Baseado novamente nos textos do cronista, Jabor lança “O casamento” (1975), um espelho dos anseios da classe média, repleto de sátiras e ironias, que conquistou o Kikito de ouro de melhor atriz coadjuvante a Camila Amado. Na mesma linha, mais um estouro: “Tudo bem” (1978), com nomes como Paulo Gracindo, Fernanda Montenegro e Zezé Motta. A obra, aliás, está na lista dos 100 melhores filmes brasileiros de todos os tempos, editada pela Associação Brasileira de Críticos de Cinema (Abraccine).
As crises amorosas e existenciais voltaram a ser objeto do roteirista e diretor em “Eu te amo” (1980), com Paulo César Pereio, Sônia Braga, Tarcísio Meira, Vera Fischer e Regina Casé no elenco. Intimista e sexual, a película culmina num grande delírio musical em celebração ao amor e à vida. Foi indicada ao prêmio de melhor filme no Festival de Gramado em 1981 e saiu vencedora em três categorias: melhor atriz (Sonia Braga), melhor som e melhor cenografia.
Sucesso dentro e fora do país, Jabor concorreu duas vezes à Palma de Ouro do Festival de Cannes: com “Pindorama” (1970) e “Eu sei que vou te amar” (1986). Este último rendeu ainda a Fernanda Torres, aos 20 anos, o prêmio de melhor atriz — foi a primeira brasileira a conquistar a honraria no evento francês.
Consagrada como uma de suas produções de maior destaque, a trama compõe uma espécie de sessão de psicanálise ao acompanhar um casal que decide, meses após sua separação, se encontrar para discutir as frustrações do casamento em um “jogo da verdade”. O longa lotou as salas de cinema e foi assistido por mais de 4,5 milhões de espectadores, mas, com o ingresso a U$ 0,70, acabou dando prejuízo.
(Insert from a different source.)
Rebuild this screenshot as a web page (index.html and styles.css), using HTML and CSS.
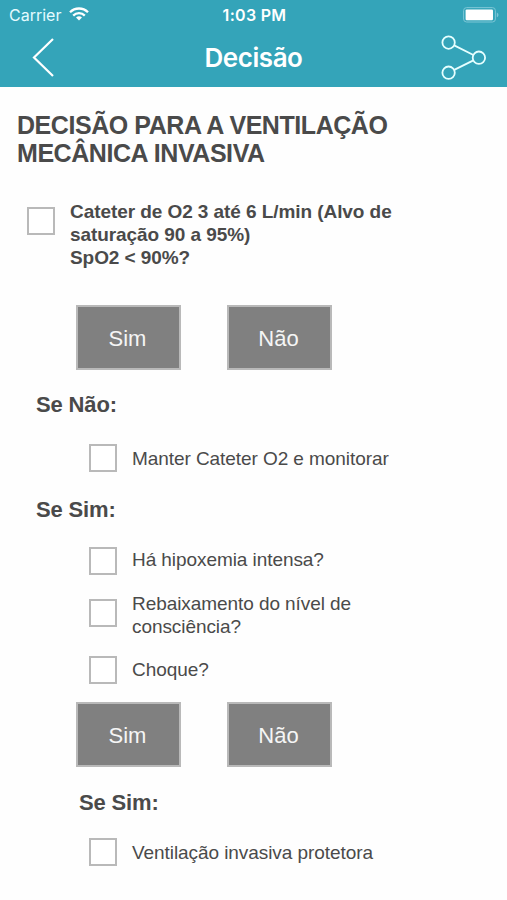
FILE: index.html
```html
<!DOCTYPE html>
<html lang="pt-BR">
<head>
<meta charset="utf-8">
<title>Decisão</title>
<link rel="stylesheet" href="styles.css">
</head>
<body>
<header class="topbar">
  <div class="status">
    <div class="status-left">
      <span class="carrier">Carrier</span>
      <svg class="wifi" width="20" height="14" viewBox="0 0 20 14">
        <g fill="none" stroke="#fff" stroke-width="2.3">
          <path d="M1 5.2a12.8 12.8 0 0 1 18 0"/>
          <path d="M4.2 8.6a8.2 8.2 0 0 1 11.6 0"/>
        </g>
        <path d="M10 13.6l-3-3a4.3 4.3 0 0 1 6 0z" fill="#fff"/>
      </svg>
    </div>
    <span class="clock">1:03 PM</span>
    <svg class="battery" width="37" height="16" viewBox="0 0 37 16">
      <rect x=".6" y=".6" width="31.8" height="14.4" rx="3" fill="none" stroke="#7cc6d6" stroke-width="1"/>
      <rect x="2.6" y="2.4" width="27.4" height="10.8" rx="1.2" fill="#fff"/>
      <path d="M33.8 5.4c2.2.8 2.2 4 0 4.8z" fill="#7cc6d6"/>
    </svg>
  </div>
  <nav class="nav">
    <svg class="back" width="24" height="40" viewBox="0 0 24 40">
      <path d="M22 1L3 19.5l19 18.5" fill="none" stroke="#fff" stroke-width="2.2"/>
    </svg>
    <h1 class="nav-title">Decisão</h1>
    <svg class="share" width="46" height="46" viewBox="0 0 46 46">
      <g fill="none" stroke="#e6ffff" stroke-width="1.8">
        <circle cx="7.6" cy="7.6" r="6.2"/>
        <circle cx="7.6" cy="37.7" r="6.2"/>
        <circle cx="37.9" cy="22.7" r="6.2"/>
        <path d="M13.2 10.4L32.4 20M13.2 34.9l19.2-9.5"/>
      </g>
    </svg>
  </nav>
</header>
<main class="content">
  <h2 class="title">DECISÃO PARA A VENTILAÇÃO<br>MECÂNICA INVASIVA</h2>
  <div class="item lead">
    <span class="box"></span>
    <p class="label">Cateter de O2 3 até 6 L/min (Alvo de<br>saturação 90 a 95%)<br>SpO2 &lt; 90%?</p>
  </div>
  <div class="buttons first">
    <button class="btn">Sim</button>
    <button class="btn">Não</button>
  </div>
  <h3 class="branch no">Se Não:</h3>
  <div class="item monitor">
    <span class="box"></span>
    <p class="label">Manter Cateter O2 e monitorar</p>
  </div>
  <h3 class="branch yes">Se Sim:</h3>
  <div class="item hypoxemia">
    <span class="box"></span>
    <p class="label">Há hipoxemia intensa?</p>
  </div>
  <div class="item consciousness">
    <span class="box"></span>
    <p class="label">Rebaixamento do nível de<br>consciência?</p>
  </div>
  <div class="item shock">
    <span class="box"></span>
    <p class="label">Choque?</p>
  </div>
  <div class="buttons second">
    <button class="btn">Sim</button>
    <button class="btn">Não</button>
  </div>
  <h3 class="branch nested">Se Sim:</h3>
  <div class="item ventilation">
    <span class="box"></span>
    <p class="label">Ventilação invasiva protetora</p>
  </div>
</main>
</body>
</html>
```
FILE: styles.css
```css
* { box-sizing: border-box; margin: 0; padding: 0; }
body {
  height: 900px;
  overflow: hidden;
  background: #fefefe;
  color: #4a4a4a;
  font-family: "Liberation Sans", Arial, sans-serif;
  white-space: nowrap;
}
.topbar {
  height: 87px;
  background: #34a4b9;
  color: #fff;
  font-family: Inter, sans-serif;
}
.status {
  display: grid;
  grid-template-columns: 1fr auto 1fr;
  align-items: center;
  height: 30px;
  padding: 0 7px 0 9px;
}
.status-left { display: flex; align-items: center; gap: 8px; }
.carrier { font-size: 16px; line-height: 20px; color: #e4fbff; }
.wifi { margin-top: -2px; }
.clock { font-size: 16px; line-height: 20px; font-weight: 600; letter-spacing: 0.3px; }
.battery { justify-self: end; }
.nav {
  display: grid;
  grid-template-columns: 1fr auto 1fr;
  align-items: center;
  height: 56px;
  padding: 0 20px 0 31px;
}
.nav-title { margin-right: 11px; font-size: 26px; line-height: 32px; font-weight: 600; letter-spacing: -0.45px; }
.share { justify-self: end; }
.content { display: flow-root; }
.title { margin: 24px 0 0 17px; font-size: 25px; line-height: 28px; letter-spacing: -0.44px; }
.item { display: flex; align-items: flex-start; gap: 15px; margin-left: 89px; }
.box { flex: none; width: 28px; height: 28px; border: 2px solid #b9b9b9; background: #fff; }
.label { font-size: 19px; line-height: 23px; letter-spacing: -0.07px; }
.lead { margin: 33px 0 0 27px; }
.lead .box { margin-top: 7px; }
.lead .label { font-weight: 700; }
.buttons { display: flex; gap: 46px; margin-left: 76px; }
.first { margin-top: 36px; }
.second { margin-top: 18px; }
.btn {
  width: 105px;
  height: 65px;
  padding: 2px 2px 0 0;
  border: 2px solid #b9b9b9;
  background: #808080;
  color: #f5f5f5;
  font: 22px/26px "Liberation Sans", Arial, sans-serif;
}
.branch { margin-left: 36px; font-size: 22px; line-height: 26px; letter-spacing: -0.15px; }
.no { margin-top: 22px; }
.yes { margin-top: 25px; }
.nested { margin: 23px 0 0 79px; }
.monitor { margin-top: 26px; }
.monitor .label { margin-top: 3px; }
.hypoxemia { margin-top: 24px; }
.hypoxemia .label { margin-top: 1px; }
.consciousness { margin-top: 17px; }
.consciousness .box { margin-top: 7px; }
.shock { margin-top: 18px; }
.shock .label { margin-top: 2px; }
.ventilation { margin-top: 22px; }
.ventilation .label { margin-top: 3px; }
```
Nesta época, fazer cinema lhe dava uma mistura de angústia, frustração e prazer, e quase nada de dinheiro, lembrou o roteirista e diretor em conversa com o GLOBO, em 2009. Na mesma ocasião, Jabor fez uma ressalva: — Felicidade para mim é criar, é isso que me deixa feliz. Sou um criador.
Fato é que, em meio à crise do cinema brasileiro durante o governo Fernando Collor no início dos anos 1990, precisou buscar um novo caminho para pagar as contas e continuar sua crítica à sociedade, à política e à cultura. Com sete longas no currículo, passou a trabalhar como jornalista de opinião em jornais, TV e rádio do Grupo Globo e lançou uma série de livros.
O jejum de 23 anos sem filmar foi quebrado pelo longa “A suprema felicidade” (2010), um retrato do Rio dos anos 50 com base em algumas de suas crônicas publicadas, exalando uma mistura de memória afetiva, sonhos e descobertas políticas — “uma espécie de ‘Amarcord’ brasileiro”, segundo o próprio diretor e roteirista.
— Não é autobiográfico, mas, ao mesmo tempo, está cheio de situações parecidas com fatos que eu vivi. Se é biográfico, é uma biografia inconsciente, de autoanálise — contou em entrevista ao GLOBO no ano do lançamento.